Monday, December 13, 2010

Seeing behind the questions continued

So the first thing I should say is that I really think the person who did that YouTube video was joking.  It's satire, and he's poking fun at the inconsistencies of the Christian belief system.  It's oversimplified.

The question that the guy asks is, "Why does God want to send me to hell?"  He says that Jesus doesn't have to send him to hell, because he's Jesus, and should be powerful enough to choose.  He also says that the type of love that demands worship is conditional, and that he would have expected God to be more noble than he is as a human being.

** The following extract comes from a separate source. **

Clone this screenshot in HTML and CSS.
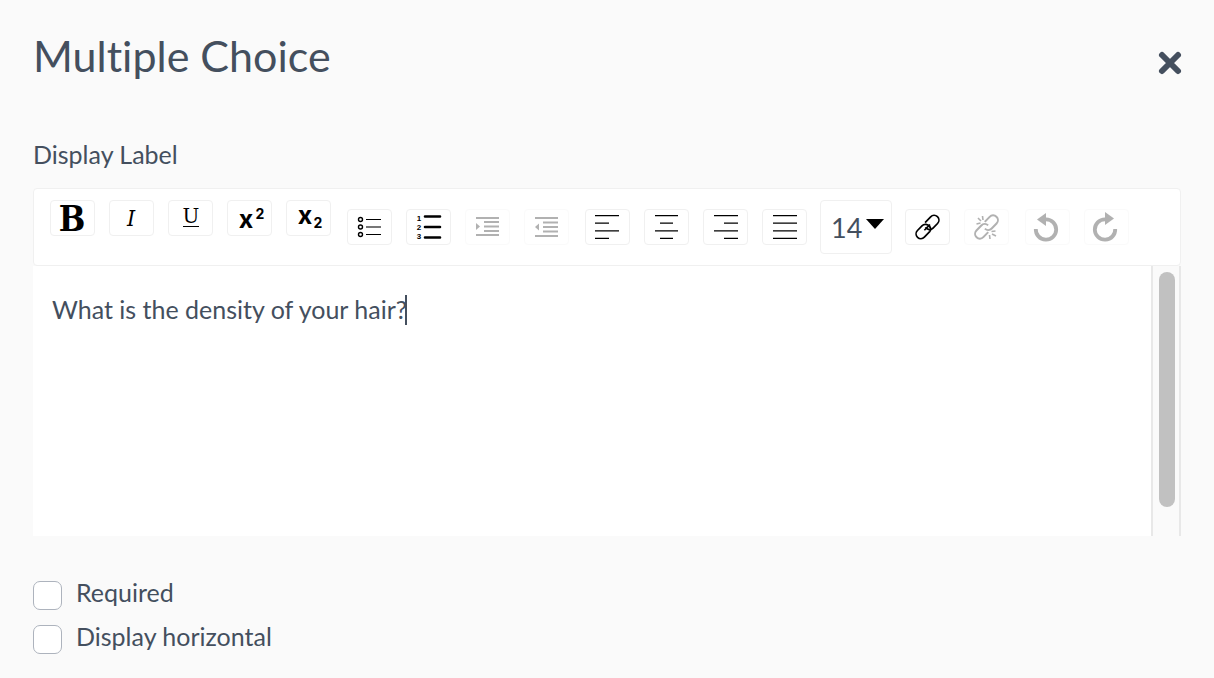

I think all of these comments has an emotional component.  I see that the question about hell has to do with the goodness of God, God's right to judge people, and why would a loving God send people to eternal judgment.  No matter what logical or rational explanation you give, the question is still going to remain--how can God do that?  And really, the question is why.

There's also an expectation that God should be better than humans, but the God that he understands God to be is capricious and makes decisions on a whim or based on shallow reasons (ego, etc) rather than good ones.

The only real way to work through these questions is to understand the character of God that's revealed in the whole story of God.  Telling stories and allowing someone to engage with the person of God, with the person of Christ, is the only way to come to any resolution.  Maybe there's a way to rationally explain all of this, but for a person whose barriers are primarily emotional questions, no rational answer is going to satisfy.

One of the visions for this blog and the connected website is to create resources for people to use to both understand and understand how to tell the stories of God.  I don't think there's any other way that a generation of feelers is going to know Christ.